**Information supplied:**
-- begin --

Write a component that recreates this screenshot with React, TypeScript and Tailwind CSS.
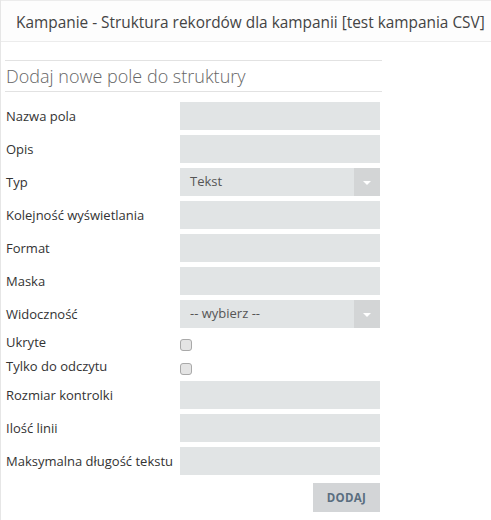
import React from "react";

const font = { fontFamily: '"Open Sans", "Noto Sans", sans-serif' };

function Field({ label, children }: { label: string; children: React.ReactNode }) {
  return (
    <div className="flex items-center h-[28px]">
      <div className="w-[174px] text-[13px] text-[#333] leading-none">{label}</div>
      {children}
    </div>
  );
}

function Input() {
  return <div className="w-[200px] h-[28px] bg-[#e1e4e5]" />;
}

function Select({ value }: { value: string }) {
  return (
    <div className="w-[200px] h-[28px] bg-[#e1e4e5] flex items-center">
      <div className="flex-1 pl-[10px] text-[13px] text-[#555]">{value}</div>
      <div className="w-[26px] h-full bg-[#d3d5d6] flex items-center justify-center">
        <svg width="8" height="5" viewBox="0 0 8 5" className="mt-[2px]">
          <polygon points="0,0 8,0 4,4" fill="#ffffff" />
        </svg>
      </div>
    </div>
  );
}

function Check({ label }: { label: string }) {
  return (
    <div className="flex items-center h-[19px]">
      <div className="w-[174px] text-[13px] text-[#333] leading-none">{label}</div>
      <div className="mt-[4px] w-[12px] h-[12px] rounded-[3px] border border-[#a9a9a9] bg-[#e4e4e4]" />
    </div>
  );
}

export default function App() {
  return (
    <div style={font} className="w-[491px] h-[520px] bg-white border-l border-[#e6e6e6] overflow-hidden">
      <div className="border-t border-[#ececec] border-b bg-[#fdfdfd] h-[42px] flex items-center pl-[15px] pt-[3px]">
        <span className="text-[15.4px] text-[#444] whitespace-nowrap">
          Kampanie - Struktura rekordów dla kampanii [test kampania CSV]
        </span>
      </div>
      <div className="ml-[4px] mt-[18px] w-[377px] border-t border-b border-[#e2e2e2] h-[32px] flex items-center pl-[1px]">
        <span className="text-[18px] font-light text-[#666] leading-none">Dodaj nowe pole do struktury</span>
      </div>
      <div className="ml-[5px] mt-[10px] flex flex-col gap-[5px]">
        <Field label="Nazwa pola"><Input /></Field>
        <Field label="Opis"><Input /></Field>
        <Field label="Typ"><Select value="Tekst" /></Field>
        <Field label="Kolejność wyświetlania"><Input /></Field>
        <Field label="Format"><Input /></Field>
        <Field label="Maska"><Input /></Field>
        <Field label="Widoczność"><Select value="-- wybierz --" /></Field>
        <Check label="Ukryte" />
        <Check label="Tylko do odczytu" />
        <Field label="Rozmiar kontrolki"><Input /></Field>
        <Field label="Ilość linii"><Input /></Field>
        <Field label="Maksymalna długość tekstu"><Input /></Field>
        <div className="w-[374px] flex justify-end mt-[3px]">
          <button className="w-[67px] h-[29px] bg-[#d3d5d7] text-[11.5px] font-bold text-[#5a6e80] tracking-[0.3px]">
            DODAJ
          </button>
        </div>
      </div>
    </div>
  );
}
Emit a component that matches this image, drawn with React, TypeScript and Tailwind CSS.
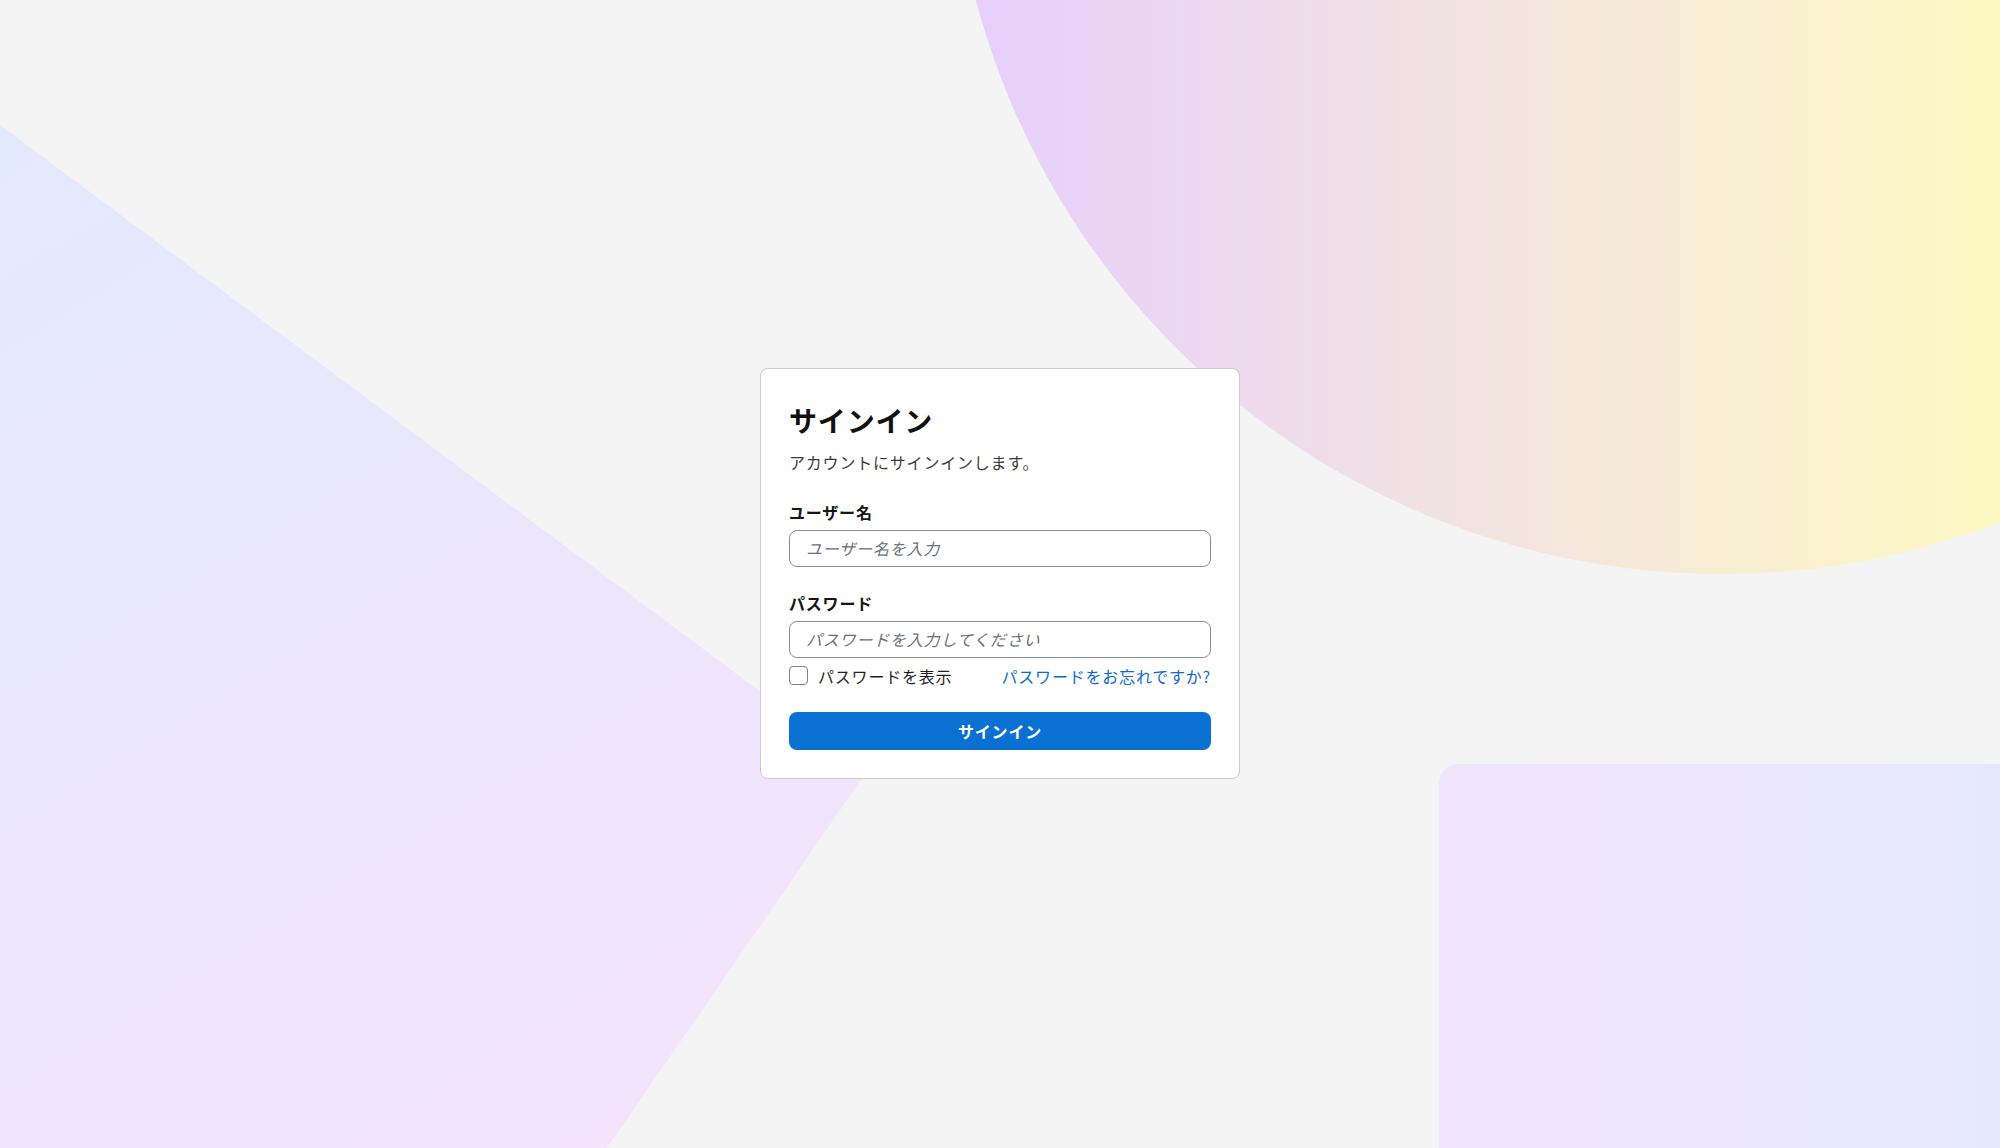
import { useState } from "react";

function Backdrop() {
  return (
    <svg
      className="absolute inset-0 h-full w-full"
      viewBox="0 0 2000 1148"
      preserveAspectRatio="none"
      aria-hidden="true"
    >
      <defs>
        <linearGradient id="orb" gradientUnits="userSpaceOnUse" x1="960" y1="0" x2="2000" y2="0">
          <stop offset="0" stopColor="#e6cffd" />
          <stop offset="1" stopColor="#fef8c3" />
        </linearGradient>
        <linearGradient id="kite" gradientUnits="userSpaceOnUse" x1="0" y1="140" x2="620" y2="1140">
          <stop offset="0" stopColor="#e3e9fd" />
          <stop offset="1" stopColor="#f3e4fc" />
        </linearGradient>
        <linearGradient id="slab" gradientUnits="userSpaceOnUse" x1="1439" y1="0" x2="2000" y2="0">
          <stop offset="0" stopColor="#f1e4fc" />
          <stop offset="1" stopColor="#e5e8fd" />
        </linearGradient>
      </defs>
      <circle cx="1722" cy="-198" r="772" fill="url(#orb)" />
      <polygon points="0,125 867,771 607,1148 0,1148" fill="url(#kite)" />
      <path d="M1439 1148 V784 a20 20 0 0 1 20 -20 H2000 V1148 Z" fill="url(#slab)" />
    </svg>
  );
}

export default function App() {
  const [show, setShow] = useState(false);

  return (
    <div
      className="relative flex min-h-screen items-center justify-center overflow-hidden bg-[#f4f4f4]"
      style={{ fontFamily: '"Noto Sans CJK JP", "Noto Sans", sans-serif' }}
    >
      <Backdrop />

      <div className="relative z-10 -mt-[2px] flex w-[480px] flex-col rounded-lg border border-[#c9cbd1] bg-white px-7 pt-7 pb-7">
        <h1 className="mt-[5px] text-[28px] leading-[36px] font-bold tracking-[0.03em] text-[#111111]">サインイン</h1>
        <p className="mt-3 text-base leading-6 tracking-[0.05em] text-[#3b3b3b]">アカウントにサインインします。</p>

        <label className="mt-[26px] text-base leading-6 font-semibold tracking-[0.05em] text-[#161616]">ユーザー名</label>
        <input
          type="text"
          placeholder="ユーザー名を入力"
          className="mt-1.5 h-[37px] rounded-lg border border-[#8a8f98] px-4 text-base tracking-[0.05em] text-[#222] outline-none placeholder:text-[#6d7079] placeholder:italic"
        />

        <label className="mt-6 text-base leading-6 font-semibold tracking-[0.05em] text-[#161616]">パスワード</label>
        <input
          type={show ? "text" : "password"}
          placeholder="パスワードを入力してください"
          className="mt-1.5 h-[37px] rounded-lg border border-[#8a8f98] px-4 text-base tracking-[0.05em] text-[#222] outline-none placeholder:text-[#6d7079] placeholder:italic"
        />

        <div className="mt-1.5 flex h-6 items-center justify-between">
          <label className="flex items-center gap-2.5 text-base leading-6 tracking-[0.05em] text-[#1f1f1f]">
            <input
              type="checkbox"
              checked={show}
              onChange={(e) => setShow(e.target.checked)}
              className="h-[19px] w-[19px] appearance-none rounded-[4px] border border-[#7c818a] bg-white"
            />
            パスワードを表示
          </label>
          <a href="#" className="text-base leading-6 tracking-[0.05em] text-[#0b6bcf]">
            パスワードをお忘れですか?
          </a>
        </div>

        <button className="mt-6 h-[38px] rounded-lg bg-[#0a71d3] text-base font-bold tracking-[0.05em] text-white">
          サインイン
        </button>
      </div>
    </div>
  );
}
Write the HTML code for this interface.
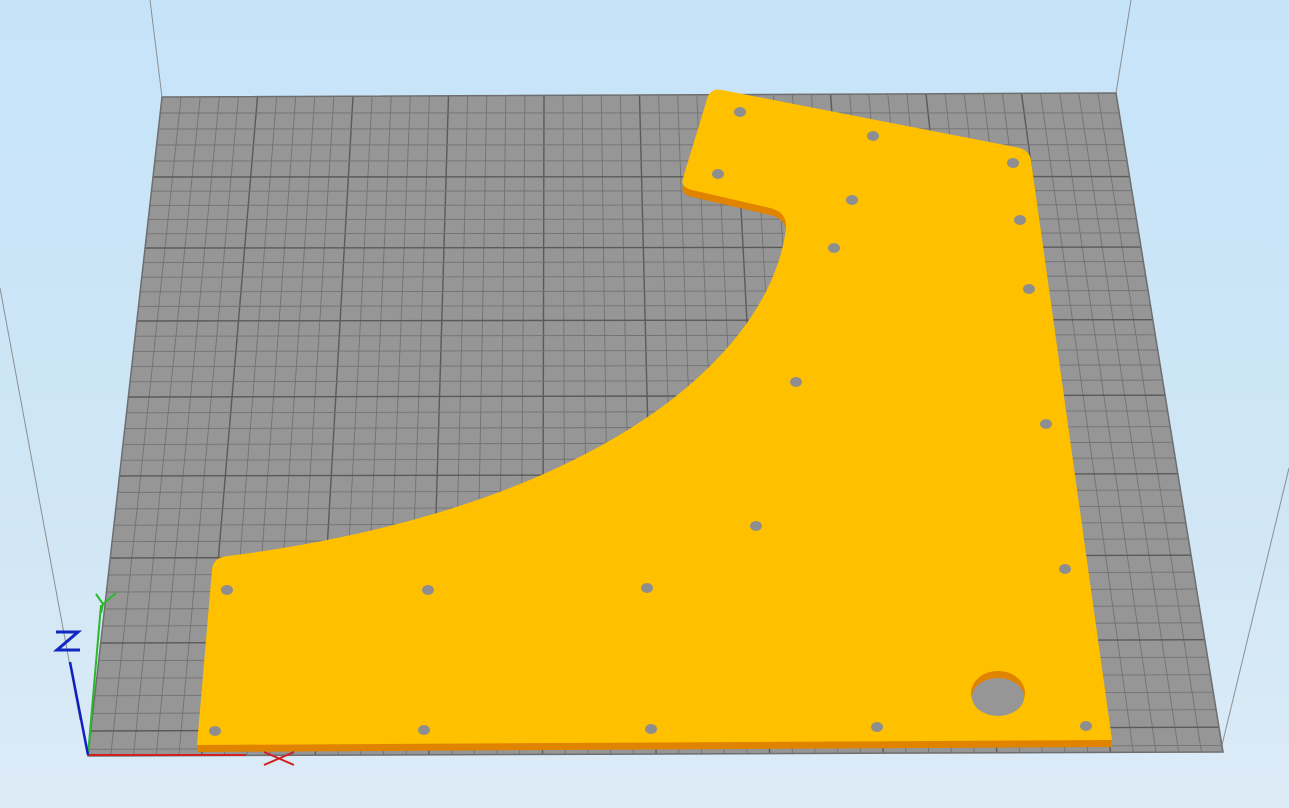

-- end --

**Goal:** Reproduce each record above by retyping it exactly; omit all images.

**Result of the exercise:**
Write a component that recreates this screenshot with React, TypeScript and Tailwind CSS.
import React from "react";

const font = { fontFamily: '"Open Sans", "Noto Sans", sans-serif' };

function Field({ label, children }: { label: string; children: React.ReactNode }) {
  return (
    <div className="flex items-center h-[28px]">
      <div className="w-[174px] text-[13px] text-[#333] leading-none">{label}</div>
      {children}
    </div>
  );
}

function Input() {
  return <div className="w-[200px] h-[28px] bg-[#e1e4e5]" />;
}

function Select({ value }: { value: string }) {
  return (
    <div className="w-[200px] h-[28px] bg-[#e1e4e5] flex items-center">
      <div className="flex-1 pl-[10px] text-[13px] text-[#555]">{value}</div>
      <div className="w-[26px] h-full bg-[#d3d5d6] flex items-center justify-center">
        <svg width="8" height="5" viewBox="0 0 8 5" className="mt-[2px]">
          <polygon points="0,0 8,0 4,4" fill="#ffffff" />
        </svg>
      </div>
    </div>
  );
}

function Check({ label }: { label: string }) {
  return (
    <div className="flex items-center h-[19px]">
      <div className="w-[174px] text-[13px] text-[#333] leading-none">{label}</div>
      <div className="mt-[4px] w-[12px] h-[12px] rounded-[3px] border border-[#a9a9a9] bg-[#e4e4e4]" />
    </div>
  );
}

export default function App() {
  return (
    <div style={font} className="w-[491px] h-[520px] bg-white border-l border-[#e6e6e6] overflow-hidden">
      <div className="border-t border-[#ececec] border-b bg-[#fdfdfd] h-[42px] flex items-center pl-[15px] pt-[3px]">
        <span className="text-[15.4px] text-[#444] whitespace-nowrap">
          Kampanie - Struktura rekordów dla kampanii [test kampania CSV]
        </span>
      </div>
      <div className="ml-[4px] mt-[18px] w-[377px] border-t border-b border-[#e2e2e2] h-[32px] flex items-center pl-[1px]">
        <span className="text-[18px] font-light text-[#666] leading-none">Dodaj nowe pole do struktury</span>
      </div>
      <div className="ml-[5px] mt-[10px] flex flex-col gap-[5px]">
        <Field label="Nazwa pola"><Input /></Field>
        <Field label="Opis"><Input /></Field>
        <Field label="Typ"><Select value="Tekst" /></Field>
        <Field label="Kolejność wyświetlania"><Input /></Field>
        <Field label="Format"><Input /></Field>
        <Field label="Maska"><Input /></Field>
        <Field label="Widoczność"><Select value="-- wybierz --" /></Field>
        <Check label="Ukryte" />
        <Check label="Tylko do odczytu" />
        <Field label="Rozmiar kontrolki"><Input /></Field>
        <Field label="Ilość linii"><Input /></Field>
        <Field label="Maksymalna długość tekstu"><Input /></Field>
        <div className="w-[374px] flex justify-end mt-[3px]">
          <button className="w-[67px] h-[29px] bg-[#d3d5d7] text-[11.5px] font-bold text-[#5a6e80] tracking-[0.3px]">
            DODAJ
          </button>
        </div>
      </div>
    </div>
  );
}
Emit a component that matches this image, drawn with React, TypeScript and Tailwind CSS.
import { useState } from "react";

function Backdrop() {
  return (
    <svg
      className="absolute inset-0 h-full w-full"
      viewBox="0 0 2000 1148"
      preserveAspectRatio="none"
      aria-hidden="true"
    >
      <defs>
        <linearGradient id="orb" gradientUnits="userSpaceOnUse" x1="960" y1="0" x2="2000" y2="0">
          <stop offset="0" stopColor="#e6cffd" />
          <stop offset="1" stopColor="#fef8c3" />
        </linearGradient>
        <linearGradient id="kite" gradientUnits="userSpaceOnUse" x1="0" y1="140" x2="620" y2="1140">
          <stop offset="0" stopColor="#e3e9fd" />
          <stop offset="1" stopColor="#f3e4fc" />
        </linearGradient>
        <linearGradient id="slab" gradientUnits="userSpaceOnUse" x1="1439" y1="0" x2="2000" y2="0">
          <stop offset="0" stopColor="#f1e4fc" />
          <stop offset="1" stopColor="#e5e8fd" />
        </linearGradient>
      </defs>
      <circle cx="1722" cy="-198" r="772" fill="url(#orb)" />
      <polygon points="0,125 867,771 607,1148 0,1148" fill="url(#kite)" />
      <path d="M1439 1148 V784 a20 20 0 0 1 20 -20 H2000 V1148 Z" fill="url(#slab)" />
    </svg>
  );
}

export default function App() {
  const [show, setShow] = useState(false);

  return (
    <div
      className="relative flex min-h-screen items-center justify-center overflow-hidden bg-[#f4f4f4]"
      style={{ fontFamily: '"Noto Sans CJK JP", "Noto Sans", sans-serif' }}
    >
      <Backdrop />

      <div className="relative z-10 -mt-[2px] flex w-[480px] flex-col rounded-lg border border-[#c9cbd1] bg-white px-7 pt-7 pb-7">
        <h1 className="mt-[5px] text-[28px] leading-[36px] font-bold tracking-[0.03em] text-[#111111]">サインイン</h1>
        <p className="mt-3 text-base leading-6 tracking-[0.05em] text-[#3b3b3b]">アカウントにサインインします。</p>

        <label className="mt-[26px] text-base leading-6 font-semibold tracking-[0.05em] text-[#161616]">ユーザー名</label>
        <input
          type="text"
          placeholder="ユーザー名を入力"
          className="mt-1.5 h-[37px] rounded-lg border border-[#8a8f98] px-4 text-base tracking-[0.05em] text-[#222] outline-none placeholder:text-[#6d7079] placeholder:italic"
        />

        <label className="mt-6 text-base leading-6 font-semibold tracking-[0.05em] text-[#161616]">パスワード</label>
        <input
          type={show ? "text" : "password"}
          placeholder="パスワードを入力してください"
          className="mt-1.5 h-[37px] rounded-lg border border-[#8a8f98] px-4 text-base tracking-[0.05em] text-[#222] outline-none placeholder:text-[#6d7079] placeholder:italic"
        />

        <div className="mt-1.5 flex h-6 items-center justify-between">
          <label className="flex items-center gap-2.5 text-base leading-6 tracking-[0.05em] text-[#1f1f1f]">
            <input
              type="checkbox"
              checked={show}
              onChange={(e) => setShow(e.target.checked)}
              className="h-[19px] w-[19px] appearance-none rounded-[4px] border border-[#7c818a] bg-white"
            />
            パスワードを表示
          </label>
          <a href="#" className="text-base leading-6 tracking-[0.05em] text-[#0b6bcf]">
            パスワードをお忘れですか?
          </a>
        </div>

        <button className="mt-6 h-[38px] rounded-lg bg-[#0a71d3] text-base font-bold tracking-[0.05em] text-white">
          サインイン
        </button>
      </div>
    </div>
  );
}
Write the HTML code for this interface.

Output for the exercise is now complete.